Mme Morris partage ce sentiment.

« Les Terreneuviens sont, depuis longtemps, des gens très généreux, tout comme, je le pense, les Canadiens de l’Atlantique », a-t-elle dit. « Nous avons constaté un tel élan de soutien de la part de la communauté. Les habitants sont si aimables et généreux. C’est tout simplement formidable ».

Byrne pense que cet effort permet de trouver une nouvelle façon, plus efficace, de soutenir les réfugiés dans le contexte canadien.

« Je préconise une plus grande participation des provinces et des territoires dans le processus », a-t-il formulé. « Les provinces, lorsqu’elles peuvent participer, peuvent mieux gérer la réinstallation des réfugiés ».

À la fin de l’année dernière, M. Byrne a invité le gouvernement fédéral à doubler le nombre d’immigrants accordés à sa province dans le cadre du Programme des candidats des provinces, pour le porter à un peu plus de 3 000 places.

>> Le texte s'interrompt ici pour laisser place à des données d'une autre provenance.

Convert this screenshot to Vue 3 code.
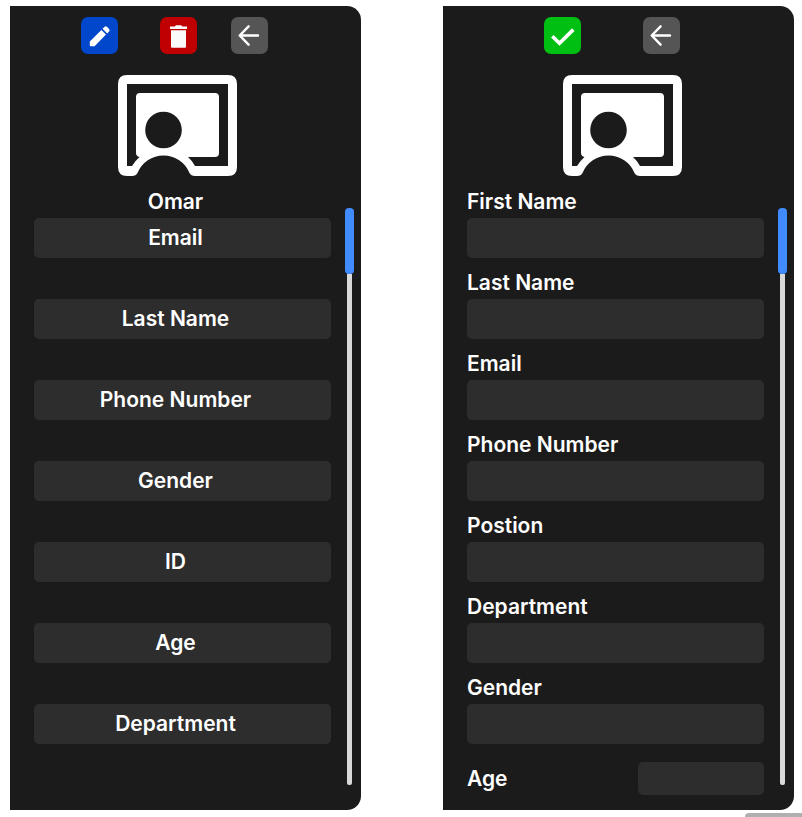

Lui et le Premier ministre Andrew Furey ont vanté les programmes de jumelage emploi-travailleur de Terre-Neuve-et-Labrador et « l’importance cruciale de l’immigration » dans la croissance de la population provinciale.

L’autorisation de voyage d’urgence Canada-Ukraine est une mesure temporaire. Le gouvernement fédéral compte cesser d’accepter les demandes à compter du 31 mars. Après cette date, tous les Ukrainiens qui auront déposé une demande et qui disposeront des documents nécessaires auront toujours la possibilité de venir au Canada.

La même philosophie s’applique à Varsovie.

Byrne a déclaré que le bureau de soutien de Terre-Neuve restera ouvert après mars, continuant de vendre le rêve d’une nouvelle vie dans une petite province accueillante sur la côte est de l’océan Atlantique.

« Je pense que d’ici le 31 mars, la situation en Ukraine va probablement empirer, et non s’améliorer… la population souffre toujours, et les besoins d’aide ne disparaissent pas », a-t-il déclaré.